BATON ROUGE—Nine students from LSU’s Manship School of Mass Communication and Southern University Law Center have won a national investigative reporting prize for stories re-examining the shooting deaths of two Southern students by a sheriff’s deputy in 1972.

lsu-southern-studentsThe prize–for the best investigative work in 2022 by students at large universities–was awarded by Investigative Reporters & Editors, the largest organization of professional investigative reporters and editors.

The four-part series, published in fall 2022, was based on dozens of interviews and nearly 2,700 pages of previously undisclosed FBI documents. It prompted Louisiana Gov. John Bel Edwards to issue an apology to the families of the victims on behalf of the state.

The series examined the protests that led to the confrontation on Southern’s campus, re-created the day of the shooting and showed how the FBI narrowed its search to several sheriff’s deputies but could not prove which one fired the fatal shot. It also looked at how the deaths still haunt the families, the former protest leaders and the Black community as a whole.

Seven Manship School students and two Southern Law students were named in the IRE award.

The team comprised Manship graduate student Drew Hawkins and six Manship undergraduates: Claire Sullivan, Maria Pham, Shelly Kleinpeter, Annalise Vidrine, Allison Allsop and Alex Tirado. Pham produced videos to accompany each story.

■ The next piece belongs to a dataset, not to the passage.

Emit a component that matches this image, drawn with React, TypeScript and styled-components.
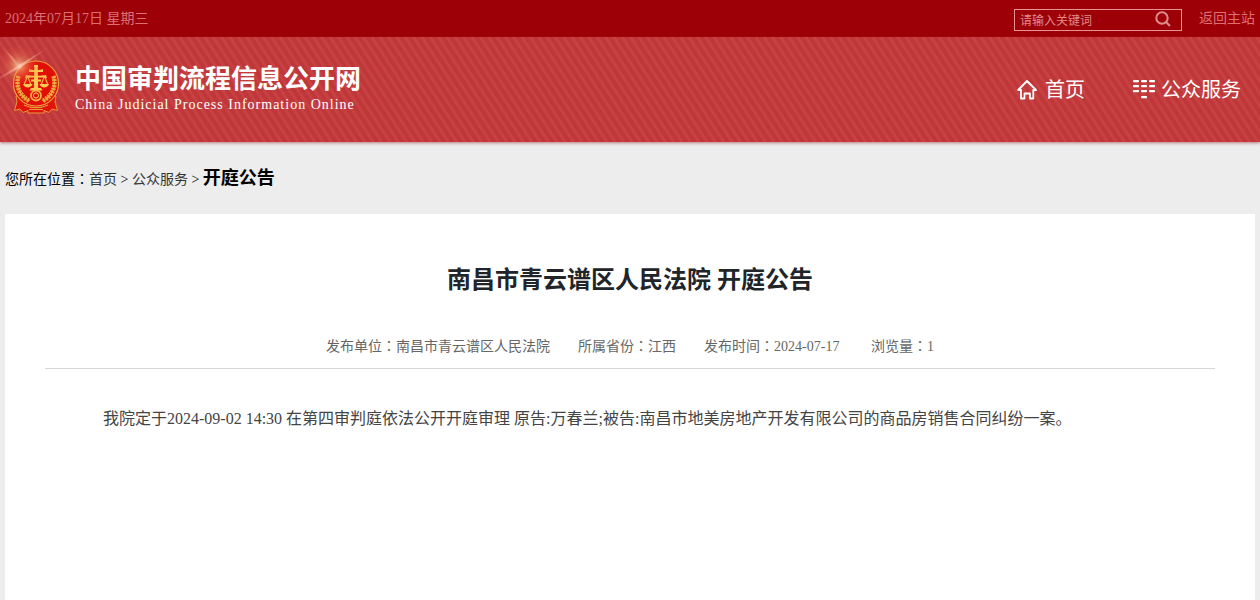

Southern Law students Brittany Dunn and Adrian Dubose, who graduated from the Manship School in 2021, also provided crucial reporting, including interviews with family members, protest leaders and law-enforcement officials.

Four other LSU students—Olivia Varden, Ayatt Hemeida, Cayli Pham and Brea Rougeau—assisted in the research.

The students worked on the project for 10 months, with funding provided over the summer by the Data-Driven Reporting Project created by Google News and Northwestern University’s Medill School. Each of the stories was published by 20 to 25 news outlets.

“Researching these stories was an incredible experience for all the students,” said Christopher Drew, who led the project as the Manship School’s Fred Jones Greer Jr. Endowed Chair. “The LSU and Southern students worked seamlessly to digest the new material in the FBI documents and talk to just about every key participant who is still alive.”

The series was produced by the LSU Cold Case Project, which Drew runs with adjunct instructor Stanley Nelson, who has written two books on unresolved killings from the civil rights era. Professor Angela Allen-Bell of Southern Law also played a key role.

The Southern stories and videos are available at lsucoldcaseproject.com. The LSU Cold Case Project began in 2009, and the website contains other stories and more than 175,000 pages of FBI documents that students have gathered on a variety of cases.

Over the last three years, students also have been honored for stories on the killing of four Black men in Monroe in 1960 and on the Deacons for Defense and Justice, the only armed Black resistance group in Louisiana during the 1960s.

For more information, contact acharbonnet1@lsu.edu.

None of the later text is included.